2. Vertigo (1958) — Dir. Alfred Hitchcock
RT: 93% | Metacritic: 100 | Available: Various rental
Alfred Hitchcock’s most personal and psychologically complex film overtook Citizen Kane in the Sight & Sound poll in 2012. Its narrative structure is formally daring — the film reveals its central mystery at the midpoint, then weaponizes that knowledge against the audience. James Stewart’s Jimmy Stewart-ness working against him is part of the point. Vertigo rewards patience and punishes complacency.
3. The Godfather (1972) — Dir. Francis Ford Coppola
RT: 97% | Metacritic: 100 | Academy Award for Best Picture | Available: Paramount+
The Godfather won the Academy Award for Best Picture and it deserved it — which is unusual enough to note. Coppola’s film achieves something almost impossible: a three-hour crime epic that functions equally as a family drama, a political allegory, and a Greek tragedy. Marlon Brando’s performance as Vito Corleone is the canonical example of transformation through character study. Every frame is justified.
4. 2001: A Space Odyssey (1968) — Dir. Stanley Kubrick
RT: 92% | Metacritic: 84 | Available: Max
The film that proved cinema could be as formally ambitious as any other art form. Kubrick’s narrative structure is deliberately glacial; the film rewards viewers who surrender to its pace. HAL 9000 remains the most convincing AI character in cinema history. The final sequence is still unresolved and still perfect.
5. Parasite (2019) — Dir.
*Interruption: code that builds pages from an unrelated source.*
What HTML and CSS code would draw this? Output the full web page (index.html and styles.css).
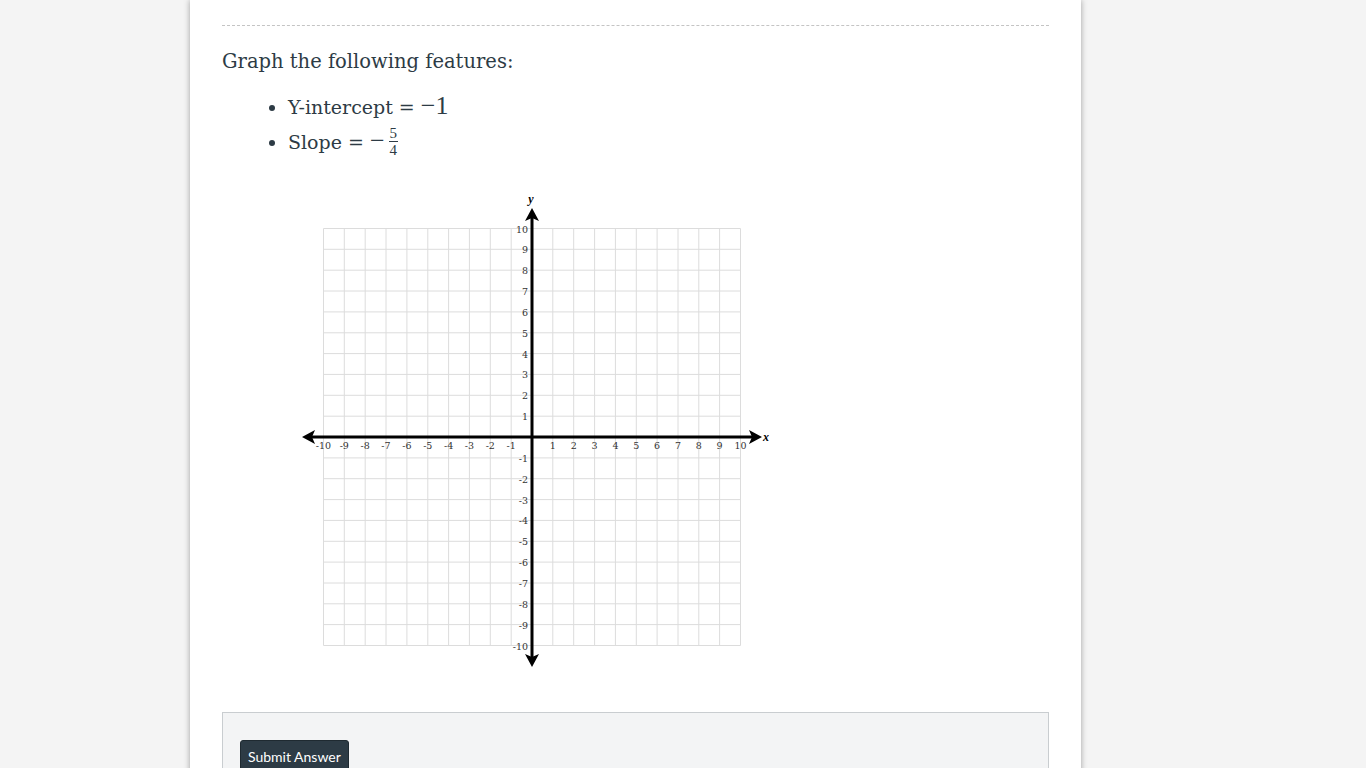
FILE: index.html
```html
<!DOCTYPE html>
<html>
<head>
<meta charset="utf-8">
<link rel="stylesheet" href="styles.css">
</head>
<body>
<div class="panel">
  <div class="rule"></div>
  <p class="prompt">Graph the following features:</p>
  <ul class="features">
    <li>Y-intercept = <span class="math">−1</span></li>
    <li>Slope = <span class="math">−</span><span class="frac"><span class="num">5</span><span class="den">4</span></span></li>
  </ul>
  <div class="graph">
    <svg width="480" height="482" viewBox="0 0 480 482" xmlns="http://www.w3.org/2000/svg">
      <g id="grid" stroke="#dcdcdc" stroke-width="1"></g>
      <g id="labels" font-family="DejaVu Serif, Liberation Serif, serif" font-size="9.5" fill="#333"></g>
      <line x1="12" y1="247" x2="456" y2="247" stroke="#000" stroke-width="3"/>
      <line x1="232" y1="26" x2="232" y2="470" stroke="#000" stroke-width="3"/>
      <path d="M2 247 L15 240 L12 247 L15 254 Z" fill="#000"/>
      <path d="M462 247 L449 240 L452 247 L449 254 Z" fill="#000"/>
      <path d="M232 18 L225 31 L232 28 L239 31 Z" fill="#000"/>
      <path d="M232 477 L225 464 L232 467 L239 464 Z" fill="#000"/>
      <text x="231" y="13" font-family="Liberation Serif, serif" font-style="italic" font-weight="bold" font-size="12" text-anchor="middle">y</text>
      <text x="463" y="251" font-family="Liberation Serif, serif" font-style="italic" font-weight="bold" font-size="12">x</text>
    </svg>
  </div>
  <div class="actions">
    <button class="submit">Submit Answer</button>
  </div>
</div>
<script src="graph.js"></script>
</body>
</html>
```

FILE: graph.js
```js
(function(){
  var ns = "http://www.w3.org/2000/svg";
  var grid = document.getElementById("grid");
  var labels = document.getElementById("labels");
  var ox = 232, oy = 247, u = 20.85;
  for (var i = -10; i <= 10; i++) {
    var x = ox + i * u, y = oy - i * u;
    var v = document.createElementNS(ns, "line");
    v.setAttribute("x1", x.toFixed(1)); v.setAttribute("x2", x.toFixed(1));
    v.setAttribute("y1", (oy - 10 * u).toFixed(1)); v.setAttribute("y2", (oy + 10 * u).toFixed(1));
    grid.appendChild(v);
    var h = document.createElementNS(ns, "line");
    h.setAttribute("y1", y.toFixed(1)); h.setAttribute("y2", y.toFixed(1));
    h.setAttribute("x1", (ox - 10 * u).toFixed(1)); h.setAttribute("x2", (ox + 10 * u).toFixed(1));
    grid.appendChild(h);
    if (i === 0) continue;
    var tx = document.createElementNS(ns, "text");
    tx.setAttribute("x", x.toFixed(1));
    tx.setAttribute("y", oy + 12);
    tx.setAttribute("text-anchor", "middle");
    tx.textContent = String(i);
    labels.appendChild(tx);
    var ty = document.createElementNS(ns, "text");
    ty.setAttribute("x", ox - 4);
    ty.setAttribute("y", (y + 4).toFixed(1));
    ty.setAttribute("text-anchor", "end");
    ty.textContent = String(i);
    labels.appendChild(ty);
  }
})();
```

FILE: styles.css
```css
html, body {
  margin: 0;
  padding: 0;
}
body {
  background: #f4f4f4;
  width: 1366px;
  height: 768px;
  overflow: hidden;
  font-family: "DejaVu Serif", Georgia, "Liberation Serif", serif;
  color: #2d3b45;
}
.panel {
  margin-left: 190px;
  width: 891px;
  box-sizing: border-box;
  padding: 25px 32px 0 32px;
  background: #fff;
  min-height: 768px;
  box-shadow: 0 0 6px rgba(0,0,0,0.35);
}
.rule {
  border-top: 1px dashed #c4c4c4;
  width: 827px;
}
.prompt {
  margin: 21px 0 0 0;
  font-size: 19.5px;
  line-height: 30px;
}
.features {
  margin: 12px 0 0 0;
  padding-left: 66px;
  font-size: 19px;
  line-height: 34px;
}
.math {
  font-family: "Liberation Serif", "DejaVu Serif", serif;
  font-size: 26px;
}
.frac {
  display: inline-flex;
  flex-direction: column;
  align-items: center;
  vertical-align: middle;
  font-family: "Liberation Serif", serif;
  font-size: 15px;
  line-height: 16px;
  margin-left: 4px;
  position: relative;
  top: -3px;
}
.frac .num {
  border-bottom: 1px solid #2d3b45;
  padding: 0 1px;
}
.graph {
  margin: 29px 0 0 78px;
  height: 482px;
}
.graph svg {
  display: block;
}
.actions {
  margin-top: 40px;
  width: 827px;
  box-sizing: border-box;
  background: #f3f4f5;
  border: 1px solid #c9cdd0;
  padding: 27px 17px 20px;
}
.submit {
  font-family: Lato, "Liberation Sans", sans-serif;
  font-size: 14px;
  color: #fff;
  background: #2d3b45;
  border: 1px solid #1f2a31;
  border-radius: 3px;
  padding: 7px 7px;
  cursor: pointer;
}
```
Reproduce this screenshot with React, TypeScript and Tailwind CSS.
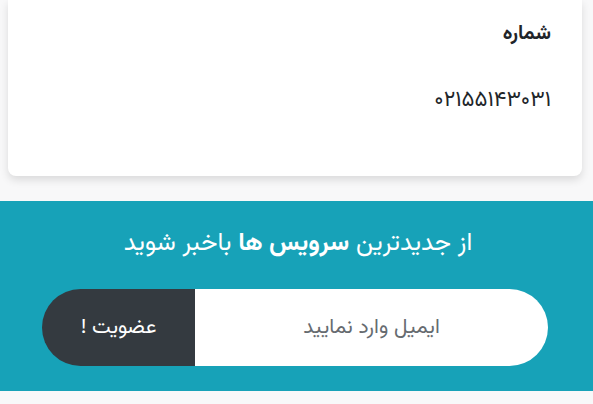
// فوتر تماس و خبرنامه

const FONT = { fontFamily: '"Vazirmatn", "Noto Sans Arabic", "DejaVu Sans", sans-serif' };

export default function App() {
    return (
        <div dir="rtl" style={FONT} className="w-[593px] h-[404px] overflow-hidden bg-[#f8f8f9]">
            {/* کارت اطلاعات تماس */}
            <div className="pl-2 pr-[11px]">
                <div className="bg-white rounded-b-lg shadow-[0_4px_8px_rgba(0,0,0,0.12)] h-[176px] pr-[31px] pt-[18px]">
                    <div className="text-[20px] font-bold text-[#212529] leading-[32px]">شماره</div>
                    <div className="mt-[35px] text-[22px] text-[#212529] leading-[32px]">۰۲۱۵۵۱۴۳۰۳۱</div>
                </div>
            </div>

            {/* خبرنامه */}
            <div className="mt-[25px] bg-[#17a2b8] h-[190px] flex flex-col items-center pt-[26px]">
                <div className="text-white text-[25px] leading-[34px] pl-[3px]">
                    از جدیدترین <span className="font-bold">سرویس ها</span> باخبر شوید
                </div>
                <div className="mt-[28px] mr-[3px] w-[506px] h-[77px] flex rounded-full overflow-hidden">
                    <div className="flex-1 bg-white flex items-center justify-center text-[21px] text-[#666b70]">
                        ایمیل وارد نمایید
                    </div>
                    <div className="w-[153px] bg-[#343a40] flex items-center justify-center text-white text-[21px]">
                        عضویت !
                    </div>
                </div>
            </div>
        </div>
    );
}
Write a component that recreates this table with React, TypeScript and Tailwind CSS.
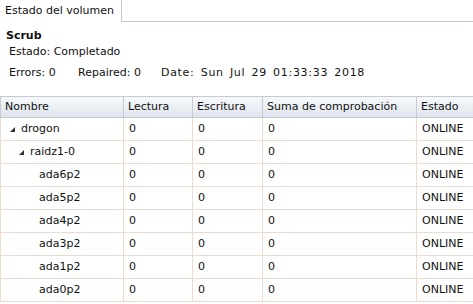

Bong Joon-ho
RT: 99% | Metacritic: 96 | Academy Award for Best Picture | Available: Max, Hulu
Parasite became the first non-English-language film to win the Academy Award for Best Picture — a statement about both the film’s quality and a long-overdue expansion of what “best” means in Hollywood. Bong Joon-ho’s genre-switching thriller is a nearly perfect film: funny, terrifying, devastating, and structurally precise. It belongs here.
6. Casablanca (1942) — Dir. Michael Curtiz
RT: 99% | Metacritic: 100 | Academy Award for Best Picture | Available: Max
Casablanca operates at the intersection of great entertainment and great filmmaking. Humphrey Bogart and Ingrid Bergman generate chemistry that feels genuinely effortless; the screenplay (written under chaotic production conditions) is a model of economical, emotionally precise dialogue. “Here’s looking at you, kid” has survived because it’s earned, not because it’s quotable.
7. Schindler’s List (1993) — Dir. Steven Spielberg
RT: 97% | Metacritic: 94 | Academy Award for Best Picture | Available: Peacock
Spielberg’s magnum opus demonstrates that cinema’s greatest gift is empathy at scale. Shot in black and white — with one devastating exception — the film asks you to stay present through unbearable historical reality and refuses to let you look away. That it also works as riveting drama, not just important historical document, is its triumph.
8. Spirited Away (2001) — Dir. Hayao Miyazaki
RT: 97% | Metacritic: 96 | Academy Award for Best Animated Feature | Available: Max, Netflix
The best animated film ever made is also one of the best films ever made. Miyazaki’s fantasy world is internally consistent, visually inventive, and emotionally mature in ways that most live-action films fail to achieve. Chihiro’s journey is about capitalism, labor, identity, and growing up — filtered through imagery so rich it demands multiple viewings.
9. Pulp Fiction (1994) — Dir. Quentin Tarantino
RT: 92% | Metacritic: 94 | Available: Various rental
Tarantino’s nonlinear anthology rewired what independent cinema could do commercially and culturally. Its influence on dialogue, structure, and American film in the 1990s is incalculable. It remains thrillingly watchable three decades later.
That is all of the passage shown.